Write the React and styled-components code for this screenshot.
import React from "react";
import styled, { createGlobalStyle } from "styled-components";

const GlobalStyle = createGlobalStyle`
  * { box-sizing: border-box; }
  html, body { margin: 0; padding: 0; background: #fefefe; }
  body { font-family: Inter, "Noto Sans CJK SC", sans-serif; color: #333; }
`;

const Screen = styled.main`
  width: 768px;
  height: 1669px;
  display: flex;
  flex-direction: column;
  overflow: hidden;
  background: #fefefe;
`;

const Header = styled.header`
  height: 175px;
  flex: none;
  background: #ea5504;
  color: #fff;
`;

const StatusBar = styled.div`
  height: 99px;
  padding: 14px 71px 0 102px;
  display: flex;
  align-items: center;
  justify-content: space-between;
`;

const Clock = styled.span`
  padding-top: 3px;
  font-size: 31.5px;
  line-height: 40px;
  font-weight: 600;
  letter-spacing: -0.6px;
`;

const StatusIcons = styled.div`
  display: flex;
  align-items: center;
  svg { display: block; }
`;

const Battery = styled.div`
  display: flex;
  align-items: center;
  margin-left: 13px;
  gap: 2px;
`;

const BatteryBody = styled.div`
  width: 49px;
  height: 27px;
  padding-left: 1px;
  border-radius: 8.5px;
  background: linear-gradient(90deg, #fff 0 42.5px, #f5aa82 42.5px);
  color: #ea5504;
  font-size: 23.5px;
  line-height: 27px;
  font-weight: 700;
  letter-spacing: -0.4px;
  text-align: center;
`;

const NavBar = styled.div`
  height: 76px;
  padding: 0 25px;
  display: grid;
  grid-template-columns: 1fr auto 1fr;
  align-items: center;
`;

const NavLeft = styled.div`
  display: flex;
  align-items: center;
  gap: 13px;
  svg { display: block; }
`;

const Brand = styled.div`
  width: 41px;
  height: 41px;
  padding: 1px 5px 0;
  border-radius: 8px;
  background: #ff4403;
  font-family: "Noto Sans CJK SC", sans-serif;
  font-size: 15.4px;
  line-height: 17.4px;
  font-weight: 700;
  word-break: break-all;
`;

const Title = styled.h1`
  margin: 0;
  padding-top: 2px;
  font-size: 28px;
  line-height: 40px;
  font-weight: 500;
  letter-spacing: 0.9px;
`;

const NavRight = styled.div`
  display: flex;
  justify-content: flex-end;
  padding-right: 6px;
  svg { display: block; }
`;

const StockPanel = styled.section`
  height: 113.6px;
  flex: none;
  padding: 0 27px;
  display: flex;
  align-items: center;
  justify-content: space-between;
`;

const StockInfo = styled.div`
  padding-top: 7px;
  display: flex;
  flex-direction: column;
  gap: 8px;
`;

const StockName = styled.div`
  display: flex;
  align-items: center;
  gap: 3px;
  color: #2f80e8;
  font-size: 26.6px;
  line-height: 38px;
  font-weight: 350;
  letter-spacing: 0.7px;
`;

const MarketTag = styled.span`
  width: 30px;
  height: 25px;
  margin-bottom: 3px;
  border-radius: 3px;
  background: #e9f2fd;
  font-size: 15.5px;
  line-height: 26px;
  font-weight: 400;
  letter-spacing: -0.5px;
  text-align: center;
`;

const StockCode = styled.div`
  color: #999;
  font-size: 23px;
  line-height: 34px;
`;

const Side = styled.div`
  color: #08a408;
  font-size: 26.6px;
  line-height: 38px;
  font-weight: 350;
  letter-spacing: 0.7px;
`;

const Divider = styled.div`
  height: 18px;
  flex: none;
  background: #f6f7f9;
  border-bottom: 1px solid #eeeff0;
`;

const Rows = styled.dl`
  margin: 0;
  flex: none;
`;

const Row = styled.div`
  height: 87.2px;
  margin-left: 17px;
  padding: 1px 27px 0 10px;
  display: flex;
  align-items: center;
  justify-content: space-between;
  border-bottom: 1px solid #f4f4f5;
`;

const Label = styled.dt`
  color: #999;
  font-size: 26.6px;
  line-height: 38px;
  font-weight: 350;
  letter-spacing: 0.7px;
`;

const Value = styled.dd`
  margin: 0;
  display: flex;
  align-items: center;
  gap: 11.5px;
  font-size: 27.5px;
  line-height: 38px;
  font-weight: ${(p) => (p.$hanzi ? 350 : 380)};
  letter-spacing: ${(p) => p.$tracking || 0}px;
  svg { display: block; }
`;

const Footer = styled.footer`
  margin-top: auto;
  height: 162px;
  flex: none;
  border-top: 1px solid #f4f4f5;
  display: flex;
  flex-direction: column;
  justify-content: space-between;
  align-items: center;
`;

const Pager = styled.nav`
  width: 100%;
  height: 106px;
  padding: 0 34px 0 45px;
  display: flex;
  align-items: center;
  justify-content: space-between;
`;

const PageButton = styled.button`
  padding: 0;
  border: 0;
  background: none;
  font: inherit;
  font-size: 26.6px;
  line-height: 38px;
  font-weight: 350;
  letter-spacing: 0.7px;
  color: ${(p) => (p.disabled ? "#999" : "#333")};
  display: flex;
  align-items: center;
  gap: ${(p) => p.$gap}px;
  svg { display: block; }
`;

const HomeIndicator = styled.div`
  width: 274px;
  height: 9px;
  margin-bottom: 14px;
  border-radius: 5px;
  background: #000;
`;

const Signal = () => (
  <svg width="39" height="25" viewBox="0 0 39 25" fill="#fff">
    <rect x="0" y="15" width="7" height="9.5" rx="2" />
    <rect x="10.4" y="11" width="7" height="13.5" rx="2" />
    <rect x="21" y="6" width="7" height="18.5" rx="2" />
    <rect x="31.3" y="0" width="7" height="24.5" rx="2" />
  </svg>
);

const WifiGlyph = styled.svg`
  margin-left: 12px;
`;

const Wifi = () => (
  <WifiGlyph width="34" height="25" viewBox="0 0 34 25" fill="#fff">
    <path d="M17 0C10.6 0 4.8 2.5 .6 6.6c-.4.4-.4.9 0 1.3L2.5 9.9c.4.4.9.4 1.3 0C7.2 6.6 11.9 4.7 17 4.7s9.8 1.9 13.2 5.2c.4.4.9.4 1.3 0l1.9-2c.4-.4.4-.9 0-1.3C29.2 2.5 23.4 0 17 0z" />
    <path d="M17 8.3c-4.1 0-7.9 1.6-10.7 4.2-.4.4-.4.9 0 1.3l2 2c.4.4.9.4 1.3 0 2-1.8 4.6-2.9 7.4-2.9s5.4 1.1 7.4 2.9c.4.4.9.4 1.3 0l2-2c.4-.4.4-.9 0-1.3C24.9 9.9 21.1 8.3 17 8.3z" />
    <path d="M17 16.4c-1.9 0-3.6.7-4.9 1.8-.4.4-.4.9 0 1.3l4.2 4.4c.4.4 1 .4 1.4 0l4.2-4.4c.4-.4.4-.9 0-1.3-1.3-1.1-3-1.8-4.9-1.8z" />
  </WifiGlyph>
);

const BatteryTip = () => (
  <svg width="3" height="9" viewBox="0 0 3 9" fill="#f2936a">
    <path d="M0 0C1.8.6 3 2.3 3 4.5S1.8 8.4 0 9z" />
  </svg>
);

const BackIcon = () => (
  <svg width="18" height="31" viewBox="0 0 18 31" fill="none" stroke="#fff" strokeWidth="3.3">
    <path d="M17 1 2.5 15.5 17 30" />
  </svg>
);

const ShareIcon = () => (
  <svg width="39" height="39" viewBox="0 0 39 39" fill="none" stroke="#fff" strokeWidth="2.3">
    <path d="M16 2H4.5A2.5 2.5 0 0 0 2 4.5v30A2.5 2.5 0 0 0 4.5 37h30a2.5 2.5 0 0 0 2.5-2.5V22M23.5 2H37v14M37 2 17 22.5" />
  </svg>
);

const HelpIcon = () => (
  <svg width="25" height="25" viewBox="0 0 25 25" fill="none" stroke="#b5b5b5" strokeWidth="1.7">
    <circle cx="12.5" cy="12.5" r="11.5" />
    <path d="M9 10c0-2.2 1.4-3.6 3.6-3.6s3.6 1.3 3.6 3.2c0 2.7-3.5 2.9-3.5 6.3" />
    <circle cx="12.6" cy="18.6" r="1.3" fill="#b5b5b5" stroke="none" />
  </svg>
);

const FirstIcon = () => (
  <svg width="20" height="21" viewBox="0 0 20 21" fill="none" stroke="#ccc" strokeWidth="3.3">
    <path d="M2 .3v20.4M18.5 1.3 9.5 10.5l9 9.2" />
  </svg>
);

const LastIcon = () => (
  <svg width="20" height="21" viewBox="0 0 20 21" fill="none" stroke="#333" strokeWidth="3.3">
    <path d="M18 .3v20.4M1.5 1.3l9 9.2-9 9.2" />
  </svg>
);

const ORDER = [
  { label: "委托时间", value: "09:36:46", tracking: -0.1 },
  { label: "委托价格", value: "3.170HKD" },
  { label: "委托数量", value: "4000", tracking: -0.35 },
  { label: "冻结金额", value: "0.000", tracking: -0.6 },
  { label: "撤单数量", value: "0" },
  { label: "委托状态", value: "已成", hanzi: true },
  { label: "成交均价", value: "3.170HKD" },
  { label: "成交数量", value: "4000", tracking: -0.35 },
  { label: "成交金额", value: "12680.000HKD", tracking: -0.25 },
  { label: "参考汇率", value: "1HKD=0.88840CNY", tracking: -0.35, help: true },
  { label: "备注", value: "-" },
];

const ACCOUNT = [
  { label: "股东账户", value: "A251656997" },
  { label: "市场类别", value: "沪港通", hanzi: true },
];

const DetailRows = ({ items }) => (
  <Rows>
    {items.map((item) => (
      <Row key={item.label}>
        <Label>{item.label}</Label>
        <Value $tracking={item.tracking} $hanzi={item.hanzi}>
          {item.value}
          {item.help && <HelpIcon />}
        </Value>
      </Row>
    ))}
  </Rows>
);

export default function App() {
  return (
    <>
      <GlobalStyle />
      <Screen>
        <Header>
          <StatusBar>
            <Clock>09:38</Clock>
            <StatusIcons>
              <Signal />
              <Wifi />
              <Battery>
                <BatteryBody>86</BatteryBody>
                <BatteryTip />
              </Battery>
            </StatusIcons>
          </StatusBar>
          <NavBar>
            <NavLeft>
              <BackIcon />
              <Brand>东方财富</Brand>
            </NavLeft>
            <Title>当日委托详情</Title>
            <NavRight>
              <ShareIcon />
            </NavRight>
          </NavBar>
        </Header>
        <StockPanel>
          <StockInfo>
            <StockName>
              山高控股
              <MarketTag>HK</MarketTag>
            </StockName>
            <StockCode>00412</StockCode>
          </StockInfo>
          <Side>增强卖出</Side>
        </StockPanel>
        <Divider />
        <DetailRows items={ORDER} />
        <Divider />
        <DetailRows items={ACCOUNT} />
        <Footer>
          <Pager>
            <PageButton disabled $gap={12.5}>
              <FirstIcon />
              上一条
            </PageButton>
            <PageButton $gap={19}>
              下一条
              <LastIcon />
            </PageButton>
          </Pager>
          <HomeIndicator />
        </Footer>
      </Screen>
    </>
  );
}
######
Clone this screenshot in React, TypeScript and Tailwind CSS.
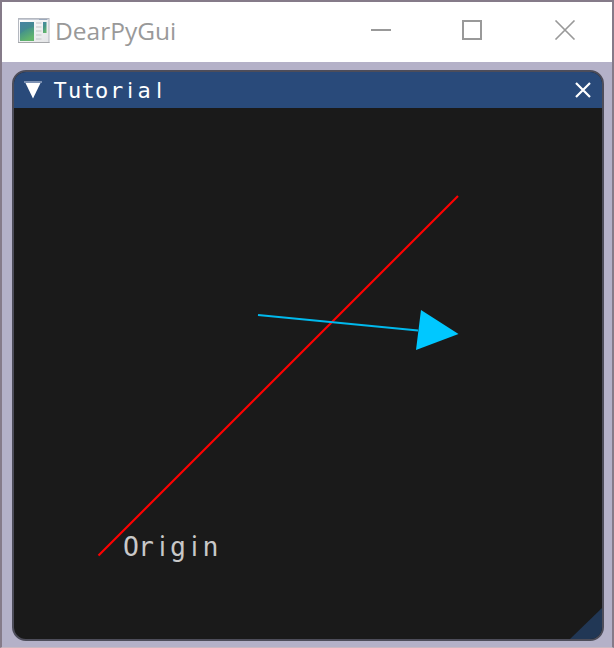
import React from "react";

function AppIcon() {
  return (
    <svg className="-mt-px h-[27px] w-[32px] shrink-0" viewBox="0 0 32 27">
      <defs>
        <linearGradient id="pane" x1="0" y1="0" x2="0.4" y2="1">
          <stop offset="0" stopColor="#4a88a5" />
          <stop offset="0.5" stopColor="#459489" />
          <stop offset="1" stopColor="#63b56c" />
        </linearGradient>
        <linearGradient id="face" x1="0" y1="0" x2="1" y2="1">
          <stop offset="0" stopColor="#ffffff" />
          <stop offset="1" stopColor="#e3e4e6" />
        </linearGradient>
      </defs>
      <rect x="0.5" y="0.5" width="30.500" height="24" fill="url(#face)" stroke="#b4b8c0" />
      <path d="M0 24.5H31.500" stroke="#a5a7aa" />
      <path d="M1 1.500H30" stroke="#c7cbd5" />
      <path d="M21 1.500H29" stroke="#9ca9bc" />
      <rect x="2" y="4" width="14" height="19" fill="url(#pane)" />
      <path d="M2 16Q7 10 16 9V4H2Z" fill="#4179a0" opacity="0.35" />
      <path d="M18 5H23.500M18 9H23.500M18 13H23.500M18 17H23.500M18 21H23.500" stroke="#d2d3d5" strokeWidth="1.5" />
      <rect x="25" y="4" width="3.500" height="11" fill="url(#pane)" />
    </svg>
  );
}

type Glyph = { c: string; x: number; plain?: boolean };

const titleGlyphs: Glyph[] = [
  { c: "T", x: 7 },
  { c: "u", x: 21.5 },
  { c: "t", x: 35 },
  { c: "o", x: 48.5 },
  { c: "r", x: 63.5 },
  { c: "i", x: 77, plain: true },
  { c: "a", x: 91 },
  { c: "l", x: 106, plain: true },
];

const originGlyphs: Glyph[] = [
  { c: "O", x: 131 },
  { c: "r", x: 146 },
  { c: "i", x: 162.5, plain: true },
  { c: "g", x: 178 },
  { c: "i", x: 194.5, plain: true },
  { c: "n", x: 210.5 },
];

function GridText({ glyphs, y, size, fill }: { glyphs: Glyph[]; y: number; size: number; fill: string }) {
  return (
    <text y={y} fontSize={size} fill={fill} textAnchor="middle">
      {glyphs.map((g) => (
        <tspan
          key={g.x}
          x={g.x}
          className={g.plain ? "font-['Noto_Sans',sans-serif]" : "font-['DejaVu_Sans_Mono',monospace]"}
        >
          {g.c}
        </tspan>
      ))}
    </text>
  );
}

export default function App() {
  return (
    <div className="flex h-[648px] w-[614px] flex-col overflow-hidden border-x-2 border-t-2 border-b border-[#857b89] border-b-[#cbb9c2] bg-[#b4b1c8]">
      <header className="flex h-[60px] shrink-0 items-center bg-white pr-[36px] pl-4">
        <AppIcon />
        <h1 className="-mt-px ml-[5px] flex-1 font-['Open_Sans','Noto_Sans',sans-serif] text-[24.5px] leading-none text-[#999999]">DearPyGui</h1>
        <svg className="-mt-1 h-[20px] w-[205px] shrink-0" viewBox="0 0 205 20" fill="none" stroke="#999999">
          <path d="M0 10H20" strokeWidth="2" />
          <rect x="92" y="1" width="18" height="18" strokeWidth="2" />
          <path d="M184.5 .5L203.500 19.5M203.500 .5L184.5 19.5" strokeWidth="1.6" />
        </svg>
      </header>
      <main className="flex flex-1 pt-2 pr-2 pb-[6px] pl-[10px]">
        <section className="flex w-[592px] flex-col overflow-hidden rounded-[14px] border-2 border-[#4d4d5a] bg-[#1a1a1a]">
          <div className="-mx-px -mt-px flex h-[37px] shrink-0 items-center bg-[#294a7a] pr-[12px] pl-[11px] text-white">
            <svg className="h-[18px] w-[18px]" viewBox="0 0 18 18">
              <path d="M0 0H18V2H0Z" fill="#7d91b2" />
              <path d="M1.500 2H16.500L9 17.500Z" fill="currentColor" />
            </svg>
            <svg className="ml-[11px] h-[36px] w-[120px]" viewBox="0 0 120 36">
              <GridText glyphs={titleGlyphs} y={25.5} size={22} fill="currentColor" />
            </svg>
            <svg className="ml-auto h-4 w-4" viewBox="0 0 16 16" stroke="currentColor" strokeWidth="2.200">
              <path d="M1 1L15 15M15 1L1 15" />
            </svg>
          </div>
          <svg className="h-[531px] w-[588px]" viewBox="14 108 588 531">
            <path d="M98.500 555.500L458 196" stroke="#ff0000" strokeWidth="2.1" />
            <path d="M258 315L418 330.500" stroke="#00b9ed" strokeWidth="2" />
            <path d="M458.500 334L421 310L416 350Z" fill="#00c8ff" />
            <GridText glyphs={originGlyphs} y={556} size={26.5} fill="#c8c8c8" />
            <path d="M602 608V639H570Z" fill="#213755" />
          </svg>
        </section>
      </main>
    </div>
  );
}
######
Scan the listing above for the word "React" and copy every line that holds it.

Write the React and styled-components code for this screenshot.
import React from "react";
Clone this screenshot in React, TypeScript and Tailwind CSS.
import React from "react";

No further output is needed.